Hi! I'm trying to figure out if the $+ expansion, as in ${+param}, is
worth making use of. What idiom do you use for it? I could see it as a
boolean for testing flags. As in:

  % verbosity=high myscript.zsh
  ...
  (( $+verbosity )) && print chatty
  chatty

  % unset verbosity  # uh-oh
  % (( $+verbosity )) && print chatty  # should this work?
  ((: command not found

I did see this idiom used in the Zsh Guide
(http://zsh.sourceforge.net/Guide/zshguide03.html as: (( OPTIND > 1 ))
&& shift $(( OPTIND - 1 )) ) -- is that a bug?

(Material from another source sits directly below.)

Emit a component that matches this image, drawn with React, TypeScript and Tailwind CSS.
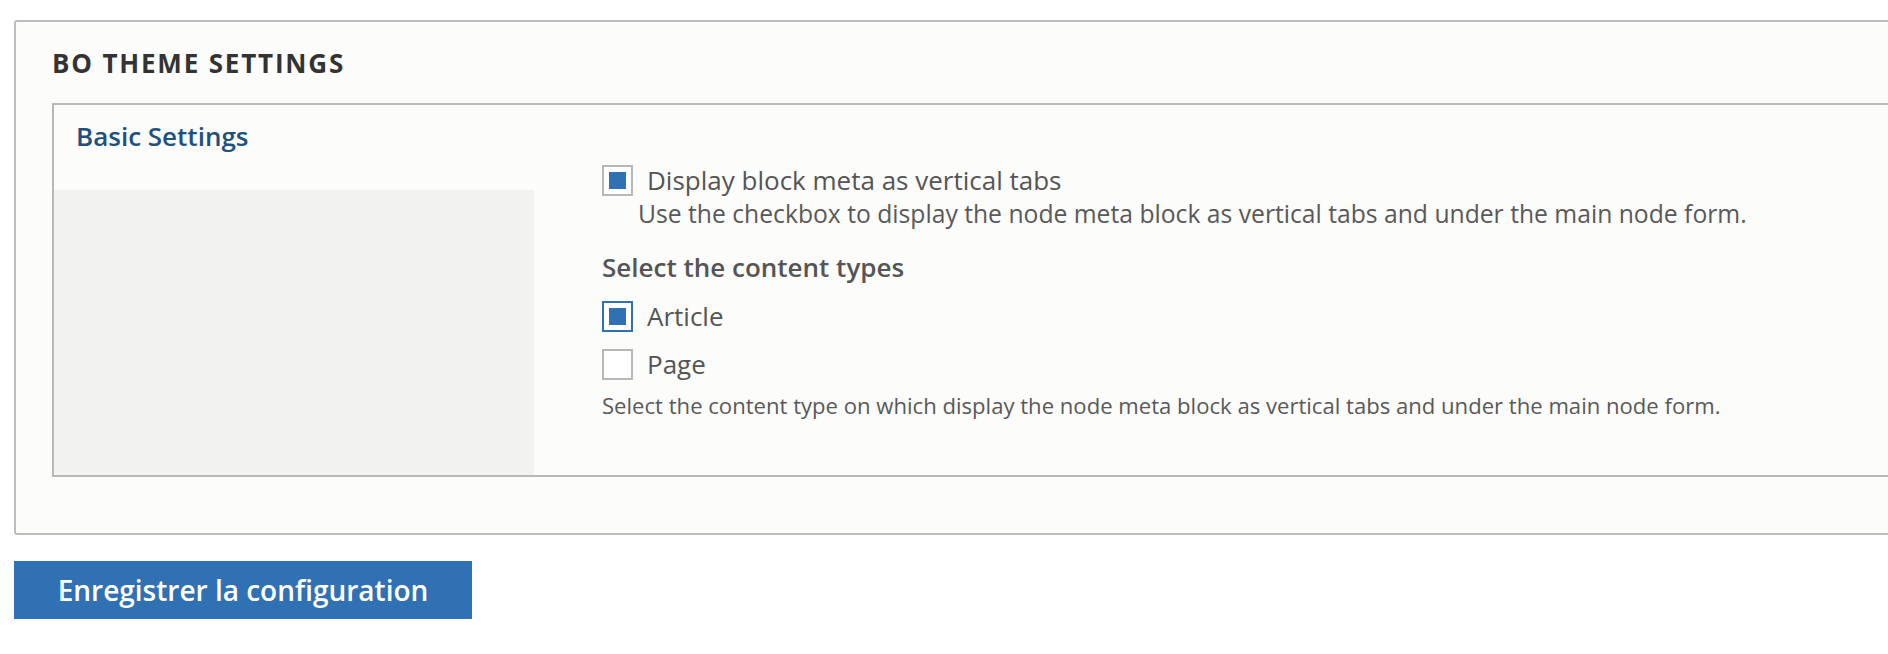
import React from "react";

function Checkbox({ checked, focused }: { checked?: boolean; focused?: boolean }) {
  return (
    <span
      className={`flex h-[31px] w-[31px] shrink-0 items-center justify-center border-2 bg-white ${
        focused ? "border-[#3071b3]" : "border-[#b8b8b8]"
      }`}
    >
      {checked && <span className="h-[17px] w-[17px] bg-[#3071b3]" />}
    </span>
  );
}

export default function App() {
  return (
    <div className="min-h-screen w-full overflow-hidden bg-white font-['Open_Sans',sans-serif] text-[#555]">
      <div className="pt-[20px] pl-[14px]">
        <fieldset className="w-[1900px] rounded-[3px] border-2 border-[#bdbdbd] bg-[#fcfcfa] pt-[25px] pl-[36px] pb-[56px]">
          <h2 className="text-[26px] leading-[32px] font-bold uppercase tracking-[0.07em] text-[#333]">
            BO Theme Settings
          </h2>

          <div className="mt-[24px] flex border-2 border-[#b8b8b8]">
            {/* vertical tabs menu */}
            <div className="flex w-[480px] shrink-0 flex-col">
              <div className="h-[85px] bg-[#fcfcfa] pt-[15px] pl-[22px]">
                <span className="text-[26px] leading-[32px] font-semibold text-[#1e5080]">
                  Basic Settings
                </span>
              </div>
              <div className="flex-1 bg-[#f2f2f0]" />
            </div>

            {/* tab pane */}
            <div className="flex-1 pt-[59px] pl-[68px] pb-[56px]">
              <label className="flex h-[32px] items-center gap-[14px]">
                <Checkbox checked />
                <span className="text-[26px] leading-[32px]">Display block meta as vertical tabs</span>
              </label>
              <p className="mt-[2px] pl-[36px] text-[24.7px] leading-[32px] text-[#595959]">
                Use the checkbox to display the node meta block as vertical tabs and under the main node form.
              </p>

              <h3 className="mt-[21px] text-[26px] leading-[32px] font-semibold text-[#555]">
                Select the content types
              </h3>
              <div className="mt-[17px] flex flex-col gap-[16px]">
                <label className="flex h-[32px] items-center gap-[14px]">
                  <Checkbox checked focused />
                  <span className="text-[26px] leading-[32px]">Article</span>
                </label>
                <label className="flex h-[32px] items-center gap-[14px]">
                  <Checkbox />
                  <span className="text-[26px] leading-[32px]">Page</span>
                </label>
              </div>
              <p className="mt-[11px] text-[22.1px] leading-[28px] text-[#595959]">
                Select the content type on which display the node meta block as vertical tabs and under the main node form.
              </p>
            </div>
          </div>
        </fieldset>

        <button className="mt-[26px] flex h-[58px] w-[458px] items-center justify-center bg-[#3071b3] text-[28px] font-semibold text-white">
          Enregistrer la configuration
        </button>
      </div>
    </div>
  );
}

I suppose it boils down to understanding (explanation welcome here):

  % (( 0 ))
  ((: command not found
  % (( 1 ))  # ok

Wrapping in "if" makes it work too, but just feels tedious:

  % if (( 0 )); then print i say nothing; fi

----

I could make the boolean work by adding a fall-thru:

  % (( $+verbosity )) && print chatty || :

but that feels rotten. Or I could use:

  % [[ $+verbosity == 1 ]] && print chatty

but that doesn't seem any better than the more common and simpler:

  % [[ -n $verbosity ]] && print chatty

So is there some concise idiomatic way of making use of $+ ? Or is
this last line the better way to make such tests?